## START
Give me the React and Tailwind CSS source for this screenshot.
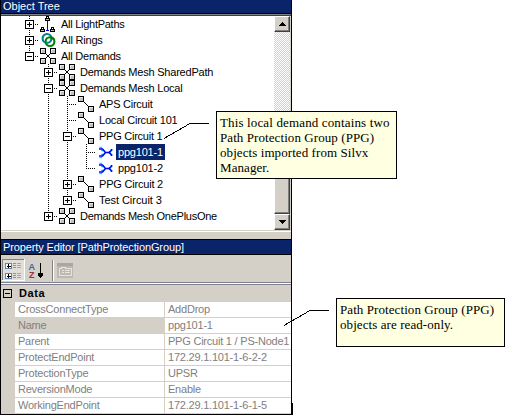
import React from "react";

const DOT = { stroke: "#000", strokeDasharray: "1 1", shapeRendering: "crispEdges" };

// One 19px indent cell of the tree: guide line, connector and expander box
function Cell({ v = "full", h, box }) {
  return (
    <svg width="19" height="16" className="shrink-0">
      {v !== "none" && <line x1="9.5" y1="0" x2="9.5" y2={v === "half" ? 8 : 16} {...DOT} />}
      {h && <line x1="9" y1="8.5" x2="19" y2="8.5" {...DOT} />}
      {box && (
        <g shapeRendering="crispEdges" stroke="#000">
          <rect x="5.5" y="4.5" width="8" height="8" fill="#fff" />
          <path d={box === "+" ? "M7 8.5h5M9.5 6v5" : "M7 8.5h5"} />
        </g>
      )}
    </svg>
  );
}

function Node({ x, y }) {
  return (
    <g>
      <rect x={x + 0.5} y={y + 0.5} width="5" height="5" fill="#c0c0c0" stroke="#000" />
      <path d={`M${x + 1} ${y + 1.5}h4M${x + 1.5} ${y + 1}v4`} stroke="#e8e8e8" fill="none" />
    </g>
  );
}

function Station({ x, y }) {
  return (
    <g>
      <rect x={x + 1.5} y={y + 0.5} width="2" height="2" fill="#fff" stroke="#000" />
      <rect x={x + 0.5} y={y + 2.5} width="4" height="2" fill="#c0c0c0" stroke="#000" />
    </g>
  );
}

function Icon({ kind }) {
  return (
    <svg width="19" height="16" className="shrink-0 overflow-visible" shapeRendering="crispEdges">
      {kind === "mesh" && (
        <g>
          <path d="M6 5l6 6M12 5l-6 6" stroke="#000" />
          <Node x={1} y={0} /><Node x={11} y={0} /><Node x={1} y={10} /><Node x={11} y={10} />
        </g>
      )}
      {kind === "circuit" && (
        <g>
          <path d="M6 5l6 6" stroke="#000" />
          <Node x={1} y={0} /><Node x={11} y={10} />
        </g>
      )}
      {kind === "path" && (
        <g>
          <path d="M8.5 5v9M7 14.5h3" stroke="#0000ff" fill="none" />
          <Station x={6} y={0} /><Station x={1} y={11} /><Station x={11} y={11} />
        </g>
      )}
      {kind === "ring" && (
        <g fill="none" strokeWidth="2.1" shapeRendering="auto">
          <circle cx="11" cy="9.6" r="4.4" stroke="#008000" />
          <circle cx="8" cy="6.4" r="4.4" stroke="#008080" />
          <path d="M11 5.2a4.400 4.400 0 0 1 4 2.600" stroke="#008000" />
        </g>
      )}
      {kind === "ppg" && (
        <g fill="none" shapeRendering="auto">
          <path d="M3.500 3.500h2.500M3.500 13.500h2.500M5 6.500h2M5 10.500h2M13.500 9l2-3M13.500 8l2 3" stroke="#00d0ff" strokeWidth="1.300" />
          <path d="M3 5h3.500l3 3.500H13M3 12h3.500l3-3.500M15.500 5v2M15.500 10v2M13 8.500l2-1.500M13 8.500l2 1.500" stroke="#0000ff" strokeWidth="1.700" />
        </g>
      )}
    </svg>
  );
}

const TREE = [
  ["All LightPaths", "path", [["full", 1, "+"]], "tracking-[-0.27px]"],
  ["All Rings", "ring", [["full", 1, "+"]], "tracking-[-0.2px]"],
  ["All Demands", "mesh", [["half", 1, "-"]], "tracking-[-0.23px]"],
  ["Demands Mesh SharedPath", "mesh", [["none"], ["full", 1, "+"]], "tracking-[-0.22px]"],
  ["Demands Mesh Local", "mesh", [["none"], ["full", 1, "-"]], "tracking-[-0.22px]"],
  ["APS Circuit", "circuit", [["none"], ["full"], ["full", 1]], "tracking-[-0.25px]"],
  ["Local Circuit 101", "circuit", [["none"], ["full"], ["full", 1]], "tracking-[-0.2px]"],
  ["PPG Circuit 1", "circuit", [["none"], ["full"], ["full", 1, "-"]], "tracking-[-0.25px]"],
  ["ppg101-1", "ppg", [["none"], ["full"], ["full"], ["full", 1]], "tracking-[-0.2px]", true],
  ["ppg101-2", "ppg", [["none"], ["full"], ["full"], ["half", 1]], "tracking-[-0.2px]"],
  ["PPG Circuit 2", "circuit", [["none"], ["full"], ["full", 1, "+"]], "tracking-[-0.2px]"],
  ["Test Circuit 3", "circuit", [["none"], ["full"], ["half", 1, "+"]], "tracking-[-0.05px]"],
  ["Demands Mesh OnePlusOne", "mesh", [["none"], ["half", 1, "+"]], "tracking-[-0.27px]"],
];

const PROPS = [
  ["CrossConnectType", "AddDrop"],
  ["Name", "ppg101-1"],
  ["Parent", "PPG Circuit 1 / PS-Node1"],
  ["ProtectEndPoint", "172.29.1.101-1-6-2-2"],
  ["ProtectionType", "UPSR"],
  ["ReversionMode", "Enable"],
  ["WorkingEndPoint", "172.29.1.101-1-6-1-5"],
];

function ScrollButton({ down }) {
  return (
    <div className="flex h-4 w-4 shrink-0 items-center justify-center border border-t-white border-l-white border-r-[#404040] border-b-[#404040] bg-[#d4d0c8] shadow-[inset_-1px_-1px_#808080]">
      <svg width="7" height="4" shapeRendering="crispEdges">
        <path d={down ? "M0 0h7v1H0zM1 1h5v1H1zM2 2h3v1H2zM3 3h1v1H3z" : "M3 0h1v1H3zM2 1h3v1H2zM1 2h5v1H1zM0 3h7v1H0z"} />
      </svg>
    </div>
  );
}

function ObjectTree() {
  return (
    <section className="flex h-[239px] flex-col">
      <h2 className="h-[13px] bg-[#0a246a] pl-[2px] leading-[12px] text-white">Object Tree</h2>
      <div className="h-px bg-black" />
      <div className="h-px bg-[#808080]" />
      <div className="h-px bg-[#404040]" />
      <div className="flex h-[214px]">
        <div className="flex-1 bg-white pl-[19px]">
          {TREE.map(([name, icon, cells, tracking, selected]) => (
            <div key={name} className="flex h-4">
              {cells.map(([v, h, box], i) => <Cell key={i} v={v} h={h} box={box} />)}
              <Icon kind={icon} />
              <span className={`ml-px h-4 whitespace-nowrap pl-[2px] leading-4 ${tracking} ${selected ? "bg-[#0a246a] pr-[2px] text-white" : ""}`}>{name}</span>
            </div>
          ))}
        </div>
        <div className="flex w-4 flex-col bg-[repeating-conic-gradient(#d4d0c8_0_25%,#fff_0_50%)] bg-[length:2px_2px]">
          <ScrollButton />
          <div className="mt-auto h-[60px] border border-t-white border-l-white border-r-[#404040] border-b-[#404040] bg-[#d4d0c8] shadow-[inset_-1px_-1px_#808080]" />
          <ScrollButton down />
        </div>
        <div className="w-px bg-[#d4d0c8]" />
      </div>
      <div className="mt-px h-px bg-white" />
    </section>
  );
}

function Toolbar() {
  return (
    <div className="flex h-[27px] items-center">
      <svg width="76" height="27" shapeRendering="crispEdges">
        <rect x="1" y="4" width="23" height="22" fill="#e2dfd9" />
        <path d="M1 4.500h22M1.500 4v21" stroke="#808080" />
        <path d="M1 25.500h23M23.500 4v22" stroke="#fff" />
        {[8, 18].map((y) => (
          <g key={y}>
            <rect x="4.500" y={y + 0.5} width="6" height="5" fill="#fff" stroke="#5c82b8" />
            <path d={`M6 ${y + 3}h4M7.500 ${y + 1}v4`} stroke="#000" />
            <path d={`M12 ${y + 0.5}h3M12 ${y + 2.5}h3M12 ${y + 4.5}h3`} stroke="#909090" />
            <path d={`M16 ${y + 0.5}h4M16 ${y + 2.5}h4M16 ${y + 4.5}h4`} stroke="#96a6c4" />
          </g>
        ))}
        <text x="27.500" y="15" className="text-[9px] font-bold" fill="#3b67b0">A</text>
        <text x="28" y="23" className="text-[9px] font-bold" fill="#9b3038">Z</text>
        <path d="M39 8h1v15h-1zM37 18h5v1h-5zM37 19h5v2h-5zM38 21h3v1h-3z" />
        <path d="M51.500 5v21" stroke="#808080" />
        <path d="M52.500 5v21" stroke="#fff" />
        <rect x="56" y="8" width="16" height="15" fill="#bcb9b2" />
        <path d="M56 8h16v3H56z" fill="#aaa7a1" />
        <path d="M58.500 13.500h2v-1h4v1h6v7h-12zM61 15.500h2M61 17.500h2M64 15.500h5M64 17.500h5" stroke="#e6e4df" fill="none" />
      </svg>
    </div>
  );
}

function PropertyEditor() {
  return (
    <section className="flex flex-col">
      <div className="h-px bg-black" />
      <h2 className="h-[14px] whitespace-nowrap bg-[#0a246a] pl-[2px] leading-[14px] tracking-[-0.12px] text-white">Property Editor [PathProtectionGroup]</h2>
      <div className="h-px bg-black" />
      <Toolbar />
      <div className="h-px bg-[#808090]" />
      <div className="h-px bg-white" />
      <div className="h-px bg-[#808090]" />
      <div className="flex h-[17px] items-center">
        <svg width="18" height="17" shapeRendering="crispEdges">
          <path d="M2.500 4.500h8v8h-8zM4 8.500h5" fill="none" stroke="#000" />
        </svg>
        <b className="tracking-[0.6px]">Data</b>
      </div>
      {PROPS.map(([name, value]) => (
        <div key={name} className="flex h-4 pb-px pl-[14px] leading-[15px] tracking-[-0.22px] text-[#808080]">
          <div className={`w-[149px] whitespace-nowrap pl-[3px] ${name === "Name" ? "bg-[#d4d0c8]" : "bg-white"}`}>{name}</div>
          <div className="ml-px w-[126px] whitespace-nowrap bg-white pl-[3px]">{value}</div>
        </div>
      ))}
      <div className="h-px bg-black" />
    </section>
  );
}

export default function App() {
  return (
    <main className="relative h-[415px] w-[505px] overflow-hidden bg-white font-['Liberation_Sans',Arial,sans-serif] text-[11px] text-black">
      <div className="h-[415px] w-[292px] border-x border-black bg-[#d4d0c8]">
        <ObjectTree />
        <PropertyEditor />
      </div>
      <svg className="absolute inset-0" width="505" height="415" shapeRendering="crispEdges" fill="none" stroke="#000">
        <path d="M164 138.500L190 123.500H209M284 325.500L310 310.500H329" />
        <path d="M292.500 403v12" />
      </svg>
      <div className="absolute left-[216px] top-[111px] h-[68px] w-[181px] whitespace-nowrap border border-black bg-[#ffffe1] pl-[3px] pt-[3px] font-['Liberation_Serif',serif] text-[13px] leading-[15px] tracking-[0.08px]">
        <p className="tracking-[0.14px]">This local demand contains two</p>
        <p>Path Protection Group (PPG)</p>
        <p>objects imported from Silvx</p>
        <p>Manager.</p>
      </div>
      <div className="absolute left-[336px] top-[298px] h-[49px] w-[169px] whitespace-nowrap border border-black bg-[#ffffe1] pl-[3px] pt-[3px] font-['Liberation_Serif',serif] text-[13px] leading-[15px] tracking-[0.08px]">
        <p>Path Protection Group (PPG)</p>
        <p>objects are read-only.</p>
      </div>
    </main>
  );
}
## END
Establish how many lines of the material above hold the word "React". Nothing but the count should be returned.

2